By George Khoury, Esq. on April 26, 2017 1:57 PM

When there's a death in the family, the last thing anyone wants is a big fight over the deceased's property and assets. Unfortunately, when it comes to money and inheritances, relatives can quickly turn to bitter enemies.

However, there are few things a person can do to potentially help stop relatives from spending the funeral and grieving period fighting over who gets what. Here are three tips on how to minimize inheritance fights between relatives.

1. Have a Valid Will Prepared and Regularly Updated

If this just sounds like common sense to you, then you're right. Having a will prepared is not only a good way to take stock of what you have, it's a responsible thing to do for yourself and your loved ones. If you prepare a clear document that explains what you want to happen with your property and assets, then there will be less reason for relatives to fight.

Although it is just common sense to do so, many people avoid preparing a will their entire life and assume their spouse or children will just inherit everything without event. Unfortunately, this isn't always the case, particularly when there have been multiple spouses and many children and grandchildren.

2. Don't Cut Anyone Out, List to Dismiss

Frequently, challenges to inheritances come from relatives who were cut out, either intentionally or accidentally. Usually, a rightful heir who was accidentally left off the will can successfully challenge an inheritance. However, individuals intentionally left out will generally have a much more difficult time challenging an inheritance.

While it may seem counterintuitive, listing the names of persons an individual specifically wants to exclude from inheriting in their will can make it more difficult for those listed persons to challenge an inheritance by foreclosing the argument of being left out accidentally.

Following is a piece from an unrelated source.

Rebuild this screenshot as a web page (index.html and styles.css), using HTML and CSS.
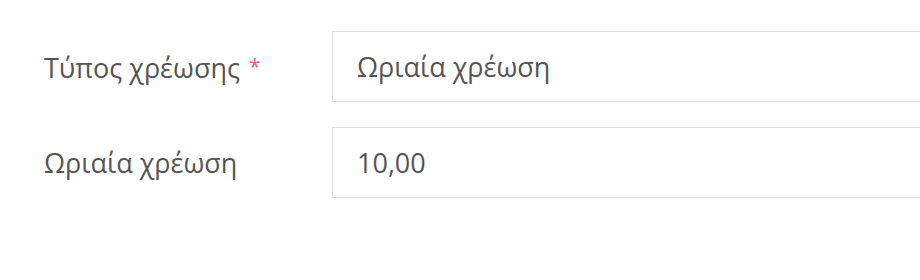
FILE: index.html
```html
<!DOCTYPE html>
<html lang="el">
<head>
<meta charset="utf-8">
<link rel="stylesheet" href="styles.css">
</head>
<body>
<form class="form">
  <div class="row">
    <label class="label">Τύπος χρέωσης <span class="req">*</span></label>
    <div class="field">Ωριαία χρέωση</div>
  </div>
  <div class="row">
    <label class="label">Ωριαία χρέωση</label>
    <div class="field">10,00</div>
  </div>
</form>
</body>
</html>
```
FILE: styles.css
```css
html, body {
  margin: 0;
  padding: 0;
  background: #fff;
}
body {
  font-family: "Open Sans", "Noto Sans", sans-serif;
  color: #555;
  overflow: hidden;
}
.form {
  display: flex;
  flex-direction: column;
  gap: 25px;
  padding: 31px 0 0 44px;
  width: 876px;
}
.row {
  display: grid;
  grid-template-columns: 288px 1fr;
  align-items: center;
  margin-right: -20px;
}
.label {
  font-size: 27px;
  line-height: 36px;
  color: #555;
}
.req {
  color: #e0607e;
  font-size: 21px;
  margin-left: 2px;
  vertical-align: 4px;
}
.field {
  box-sizing: border-box;
  height: 71px;
  border: 1px solid #ddd;
  border-right: 0;
  padding: 0 24px;
  display: flex;
  align-items: center;
  font-size: 27px;
  color: #555;
}
```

3. Prepare at Least a Couple Relatives for the Unknown

Don't shock relatives and close family with a surprise revelation in your will. If possible, tell a few relatives about what is contained in your will. This will prevent others from coming forward to claim the will is inaccurate, or even producing fraudulent documents purporting to be the real will.

If there is a secret child, former spouse, secret lover, or other person you wish to leave property to, if a few relatives (or at least your executor) know about who these people are, it can help prevent disputes from arising due to the surprise. Just letting a lawyer know may be good enough for a court, but it might not help when it comes to fights between relatives.